A man’s POV: Dating in my 40s vs. dating in my 20s

If you clicked into this story, you only want the juicy parts right? A male’s point of view of what it’s like dating in your 40’s.  You must be thinking it is all about younger girls, strip clubs, parties, boat parties, one-night stands and weekend benders.

Well. Hell no.

I know a lot of guys (and girls) who have been in a long-term relationship who use that as an excuse to “make up for lost time.” I get it. Let your hair down and have fun. Go explore other relationships. It is the only way to see what you are really after in a future partner. After all, you are not the same person you were when you found “your partner” the first time around.  And you don’t know what you like unless you try things out.

Similar to Robin’s post dating experiences, I had the same thought process: How do I get myself back out there. Do I download the dating apps? I do hear all the crazy tinder stories. Something that didn’t exist when I was in my 20s. You would think it sounds fun right? After 15 years of monogamy, what guy wouldn’t want to start playing the field and make up for lost time.

My mates and I would always joke, imagine being single now, knowing what you know now. We would laugh and joke about how awesome it would be. Then one day it happened. I was the guy. It blew everyone’s mind.

I, out of all my mates, was back on the market. The one guy who had the perfect pin-up marriage is now single. You know that Seinfeld Episode “The wait out” (it has a cameo by Debra Messing), where Elaine and Jerry joke about “waiting out their message.” Well my DM’s lit up! Direct messages that is. Girls started “sliding into my DM’s” as I discovered it was called.  So the word was out. But that was the result of a public message that was disseminated on Instagram. In contrast to Robin’s experience, my ex-wife and I decided to post our split on Instagram. It caused a landslide of inquiry.

Normally I am super private. I like being incognito and flying under the radar. I never have or would use a dating app.  Not because there is anything wrong with it, but because of Instagram, I haven’t had to…Instagram was like my Tinder.

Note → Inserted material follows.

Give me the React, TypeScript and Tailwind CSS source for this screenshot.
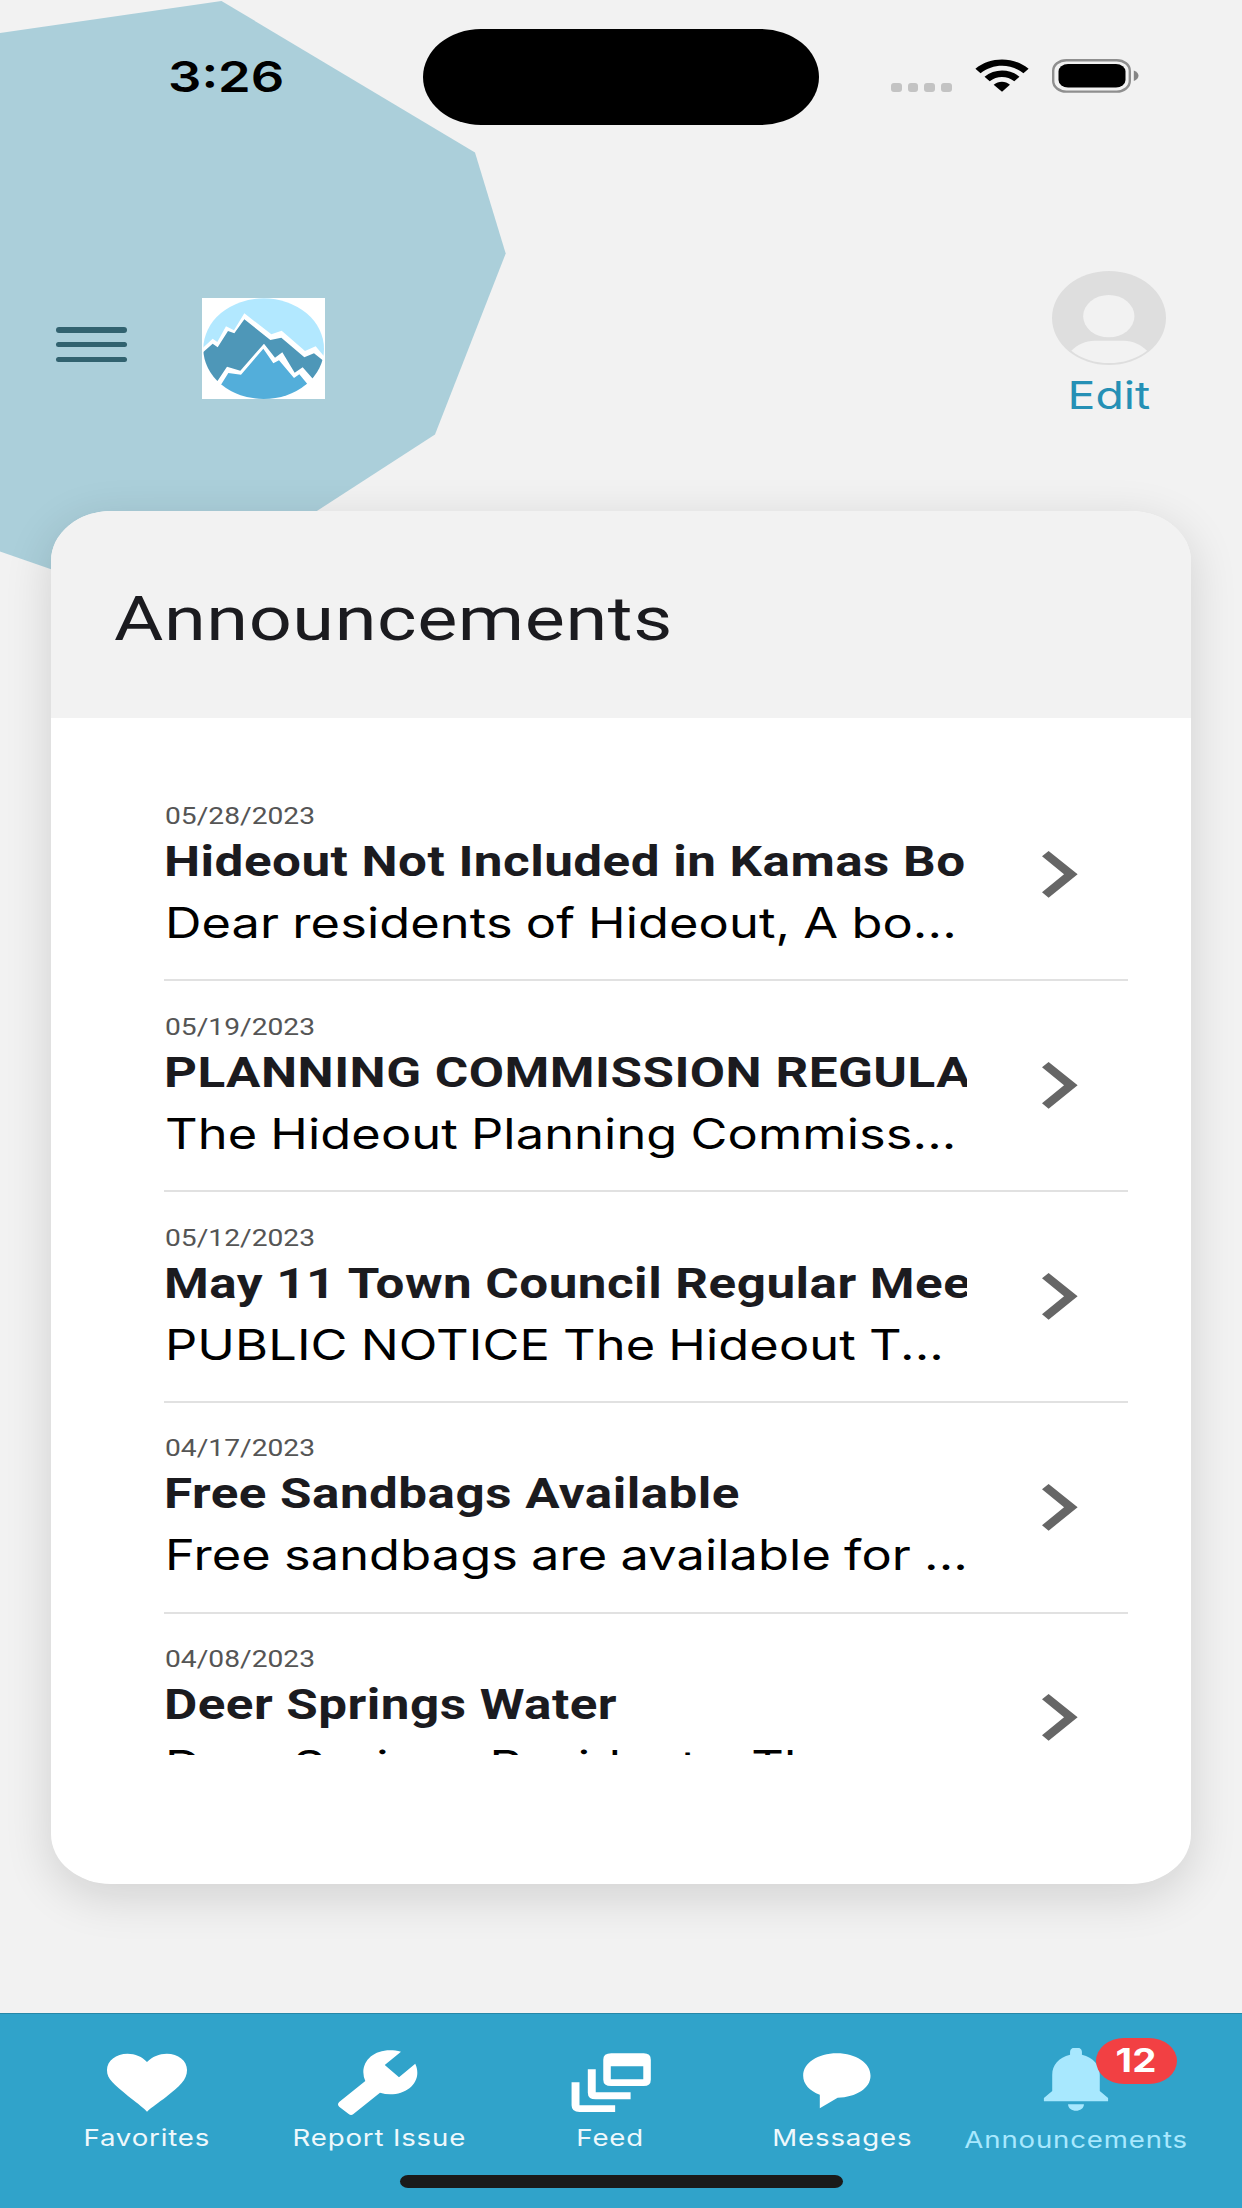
import React from "react";

type Announcement = { date: string; title: string; preview: string };

const announcements: Announcement[] = [
  { date: "05/28/2023", title: "Hideout Not Included in Kamas Bo", preview: "Dear residents of Hideout, A bo..." },
  { date: "05/19/2023", title: "PLANNING COMMISSION REGULA", preview: "The Hideout Planning Commiss..." },
  { date: "05/12/2023", title: "May 11 Town Council Regular Mee", preview: "PUBLIC NOTICE The Hideout T..." },
  { date: "04/17/2023", title: "Free Sandbags Available", preview: "Free sandbags are available for ..." },
  { date: "04/08/2023", title: "Deer Springs Water", preview: "Deer Springs Residents, The ..." },
];

function Backdrop() {
  return (
    <svg className="absolute left-0 top-0 h-[620px] w-[520px]" viewBox="0 0 520 620">
      <path d="M0 33 221.5 1 475 152.500 505.700 253.500 435 434.500 165.500 609 0 551.500Z" fill="#abcfda" />
    </svg>
  );
}

function StatusBar() {
  return (
    <div className="relative flex h-[153px] items-start">
      <div className="w-[423px] pt-[51px] pl-[168px]">
        <span className="inline-block origin-left scale-x-[1.22] text-[43px] leading-[50px] font-semibold text-black">3:26</span>
      </div>
      <div className="mt-[29px] h-[95.500px] w-[396px] rounded-[58px/48px] bg-black" />
      <div className="ml-[72px] mt-[83px] flex gap-[6px]">
        <div className="h-[9px] w-[10.700px] rounded-[3px] bg-[#c3c3c3]" />
        <div className="h-[9px] w-[10.700px] rounded-[3px] bg-[#c3c3c3]" />
        <div className="h-[9px] w-[10.700px] rounded-[3px] bg-[#c3c3c3]" />
        <div className="h-[9px] w-[10.700px] rounded-[3px] bg-[#c3c3c3]" />
      </div>
      <svg className="ml-[23.500px] mt-[59px] h-[33px] w-[54px]" viewBox="895 177 136 99" preserveAspectRatio="none">
        <path d="M896 206C934 169 992 169 1030 206L1017 220C986 190 940 190 909 220Z" />
        <path d="M919 230C944 205 982 205 1007 230L994 244C976 227 950 227 932 244Z" />
        <path d="M942 254C954 242 972 242 983 254L963 275Z" />
      </svg>
      <svg className="ml-[22px] mt-[58px] h-[36px] w-[90px]" viewBox="0 0 90 36">
        <rect x="2.200" y="2.200" width="76.600" height="31.400" rx="13" ry="10.500" fill="none" stroke="#8f8f8f" strokeWidth="2.400" />
        <rect x="7.500" y="6" width="67" height="23.500" rx="9.500" ry="7.500" />
        <path d="M82.800 12.500Q87.500 14.500 87.500 17.700T82.800 23Z" fill="#858585" />
      </svg>
    </div>
  );
}

function Logo() {
  return (
    <svg className="mt-[27px] h-[101px] w-[123px]" viewBox="66 54 369 303" preserveAspectRatio="none">
      <rect x="66" y="54" width="369" height="303" fill="#fff" />
      <clipPath id="seal"><ellipse cx="251" cy="206" rx="181" ry="151" /></clipPath>
      <g clipPath="url(#seal)">
        <path d="M60 50H440V238L407 199 375 213 305 152 274 163 193 100 162 151 138 139 112 186 98 176 60 212Z" fill="#b2e8ff" />
        <path d="M60 225 98 191 113 202 144 153 163 160 193 118 271 180 304 173 373 232 402 220 440 250 399 297 368 262 344 278 307 217 285 233 252 191 181 272 141 260 113 302 60 330Z" fill="#4e97b8" />
        <path d="M122 316 145 279 183 284 250 206 280 250 297 241 342 294 358 283 384 314V360H110Z" fill="#53aeda" />
      </g>
    </svg>
  );
}

function Header() {
  return (
    <header className="relative flex h-[357.500px] items-start pt-[118px]">
      <div className="ml-[56px] mt-[56px] flex w-[71px] flex-col gap-[9.300px]">
        <div className="h-[5.500px] rounded-full bg-[#31626f]" />
        <div className="h-[5.500px] rounded-full bg-[#31626f]" />
        <div className="h-[5.500px] rounded-full bg-[#31626f]" />
      </div>
      <div className="ml-[75px]"><Logo /></div>
      <div className="ml-auto mr-[76px] flex w-[114px] flex-col items-center">
        <svg className="h-[94px] w-[114px]" viewBox="1088 812 289 282" preserveAspectRatio="none">
          <ellipse cx="1232.500" cy="953" rx="144.500" ry="141" fill="#dedede" />
          <ellipse cx="1232" cy="947.500" rx="65" ry="63.500" fill="#f2f2f2" />
          <path d="M1137 1051C1153 1032 1173 1021 1196 1021H1270C1293 1021 1312 1032 1329 1051C1301 1076 1268 1088 1233 1088S1163 1076 1137 1051Z" fill="#f2f2f2" />
        </svg>
        <span className="mt-[7px] inline-block scale-x-[1.22] text-[38px] leading-[46px] text-[#2590b5]">Edit</span>
      </div>
    </header>
  );
}

function Row({ item }: { item: Announcement }) {
  return (
    <div className="ml-[113px] mr-[63px] flex h-[210.750px] items-center border-b-2 border-[#e1e1e1]">
      <div className="h-full w-[803px] overflow-hidden whitespace-nowrap pt-[28.670px]">
        <div className="ml-[0.500px] origin-left scale-x-[1.175] font-[Roboto] text-[24px] leading-[35px] text-[#555]">{item.date}</div>
        <div className="origin-left scale-x-[1.219] font-[Roboto] text-[42px] leading-[56px] font-bold tracking-[0.380px] text-[#1b1b1f]">{item.title}</div>
        <div className="ml-px origin-left scale-x-[1.203] text-[42px] leading-[66px] tracking-[0.080px] [word-spacing:-1px] text-black">{item.preview}</div>
      </div>
      <svg className="ml-[75px] h-[47px] w-[36px]" viewBox="1012 215 98 141" preserveAspectRatio="none">
        <path d="M1030 215 1109 285 1030 355 1012 339 1072 285 1012 231Z" fill="#666" />
      </svg>
    </div>
  );
}

const iconClass = "h-[70px] w-[84px]";

function TabLabel({ children }: { children: React.ReactNode }) {
  return <span className="ml-px mt-[5px] inline-block scale-x-[1.2] whitespace-nowrap text-[23px] leading-[30px] tracking-[0.700px]">{children}</span>;
}

function TabBar() {
  return (
    <nav className="relative h-[195.500px] border-t border-[#2688a8] bg-[#30a3ca] text-[#eef8fc]">
      <div className="grid h-[161px] grid-cols-5 pr-[53px] pl-[31px] pt-[34px]">
        <div className="flex flex-col items-center">
          <svg className={iconClass} viewBox="265 142 212 210" preserveAspectRatio="none">
            <path fill="#fff" d="M371 333C357 316 343 305 323 286C288 250 270 237 270 208C270 180 293 159 322 159C341 159 359 168 371 184C384 168 402 159 421 159C450 159 472 180 472 208C472 237 454 256 419 289C399 307 385 318 371 333Z" />
          </svg>
          <TabLabel>Favorites</TabLabel>
        </div>
        <div className="flex flex-col items-center">
          <svg className={iconClass} viewBox="848 143 212 210" preserveAspectRatio="none">
            <path fill="#fff" d="M1012 154C957 138 917 171 917 216Q917 229 922 242L856 305Q850 312 856 319L880 341Q886 347 892 341L959 277Q972 282 985 282C1032 282 1067 239 1048 190L1007 231 971 194Z" />
          </svg>
          <TabLabel>Report Issue</TabLabel>
        </div>
        <div className="flex flex-col items-center">
          <svg className={iconClass} viewBox="-9 143 212 210" preserveAspectRatio="none">
            <path fill="#fff" d="M0 246H20V315H110V335H20Q0 335 0 315ZM41 207H61V276H149V297H61Q41 297 41 277Z" />
            <path fill="#fff" fillRule="evenodd" d="M100 159H182Q200 159 200 178V238Q200 257 182 257H100Q80 257 80 238V178Q80 159 100 159ZM99 198V237H181V198Z" />
          </svg>
          <TabLabel>Feed</TabLabel>
        </div>
        <div className="flex flex-col items-center">
          <svg className={iconClass} viewBox="451 143 212 210" preserveAspectRatio="none">
            <path fill="#fff" d="M501 283C475 271 459 251 459 226C459 188 496 159 544 159S629 188 629 226S593 290 546 292L501 324Z" />
          </svg>
          <TabLabel>Messages</TabLabel>
        </div>
        <div className="relative left-[2.500px] flex flex-col items-center text-[#a8e8fe]">
          <svg className={iconClass} viewBox="1043 143 212 210" preserveAspectRatio="none">
            <path fill="currentColor" d="M1134 155C1134 136 1164 136 1164 155V163C1193 172 1209 193 1209 224V272L1230 293V303H1068V293L1089 272V224C1089 193 1105 172 1134 163ZM1129 312H1169C1169 338 1129 338 1129 312Z" />
          </svg>
          <div className="pt-[2px]"><TabLabel>Announcements</TabLabel></div>
          <div className="absolute left-[136px] top-[-10px] flex h-[46px] w-[81px] items-center justify-center rounded-[28px/23px] bg-[#f24043]">
            <span className="inline-block scale-x-[1.2] text-[32px] leading-[46px] font-bold text-white">12</span>
          </div>
        </div>
      </div>
      <div className="mx-auto h-[13px] w-[443px] rounded-[8px/6.500px] bg-[#1a1a1a]" />
    </nav>
  );
}

export default function App() {
  return (
    <div className="relative flex h-[2208px] w-[1242px] flex-col overflow-hidden bg-[#f2f2f2] font-[Inter,sans-serif]">
      <Backdrop />
      <StatusBar />
      <Header />
      <main className="relative mx-[51px] h-[1373.500px] shrink-0 overflow-hidden rounded-[60px/50px] bg-white">
        <div className="flex h-[207.500px] items-center bg-[#f2f2f2] pt-[10px] pl-[63px]">
          <h1 className="origin-left scale-x-[1.221] font-[Roboto] text-[62px] leading-[80px] tracking-[0.450px] text-[#1b1b1f]">Announcements</h1>
        </div>
        <div className="h-[1037px] overflow-hidden pt-[52.500px]">
          {announcements.map((item) => (
            <Row key={item.date} item={item} />
          ))}
        </div>
      </main>
      <div className="pointer-events-none absolute left-[51px] top-[510.500px] h-[1373.500px] w-[1140px] rounded-[60px/50px] shadow-[0_12px_48px_rgba(0,0,0,0.14)]" />
      <div className="mt-auto"><TabBar /></div>
    </div>
  );
}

“Hey, I heard the news, hope you’re ok”

“Hey, just checking on you, hope you’re good.”

Pretty innocent… but was it really?

To be honest, I feel women are all very calculating. Like I was fresh meat on the market. While I had no idea what I was doing or how to handle this, I did find the new found freedom to do whatever I wanted pretty amazing. But, it was such a strange feeling putting myself back out there as a single 40 year old dad.

And just like anyone, the first couple dates were awkward.  It felt super weird buying condoms again. I felt like an 18 year old boy sneakily buying condoms.  It was just so weird. Sex and Good wasn’t live yet.

You finally get your groove back. And as much as the allure of going crazy was there, being 40 at the time, and knowing what I know now, really does change your perspective. I recently started journaling. It helped me figure out what it was I really looking for. (P.S. This is the best man’s journal ever.) While in theory, it sounds amazing to be back on the dating scene, it’s much different dating now than in my 20s. Your perspective is much more evolved. And while I would have liked to have fun, I realized I was really looking for a partner. And for what it’s worth, here’s my take:

The 20 somethings: As a 40 year old man, this sounded interesting at first. But they just aren’t at the same life stage. They want to travel, are either still studying or working part time. They want to see the world before they settle down. They want to go to the party’s and festivals. They are unsure of what and where they wanted to be. They have so much learning to do. I get it. I was the same at that age. To be honest I felt I was way past this.

Then there is the early 30’s. Mostly, I found these women were looking for a husband and to start a family asap. But I have kids, do I want more kids? Do they want to be step-mom to mine, this was all a bit too much. And this was an even more complicated age group for me. Our life goals just weren’t aligned.

Then I dated in the late 30’s. This women knew what she wanted and wanted it yesterday. Having just came out of a 15 year relationship, I didn’t want to feel rushed. And I just wasn’t ready.

To be brutally honest, I have never been on a date with anyone my own age.  I never thought I would date in my own age group. My ex-wife was 9 years younger than me. And the dates I had been on in my life, the girls were always younger. I know, you probably think I am an asshole now. But, dating in what I like to call, your “adult” years changes your perspective. A lot. Let’s be honest, in your 20s you are not really an adult. You are just starting to figure life out in your 30s.

After dating around and around, a chance and very random evening halfway across the world. I met a 40 year old single divorced woman. And no, I didn’t care that she was divorced. I didn’t care that she was 40. All I cared about was that we got along amazingly. How did I get so lucky? An ex that cheated on her with a much younger woman… well his fuck up is my gain. And I didn’t see it as damaged goods. As many women fear. And we didn’t meet through a dating app, we actually met the old fashioned way: Connection and conversation. Without even knowing it, I was following the four lessons of post divorce dating. And it worked out amazing.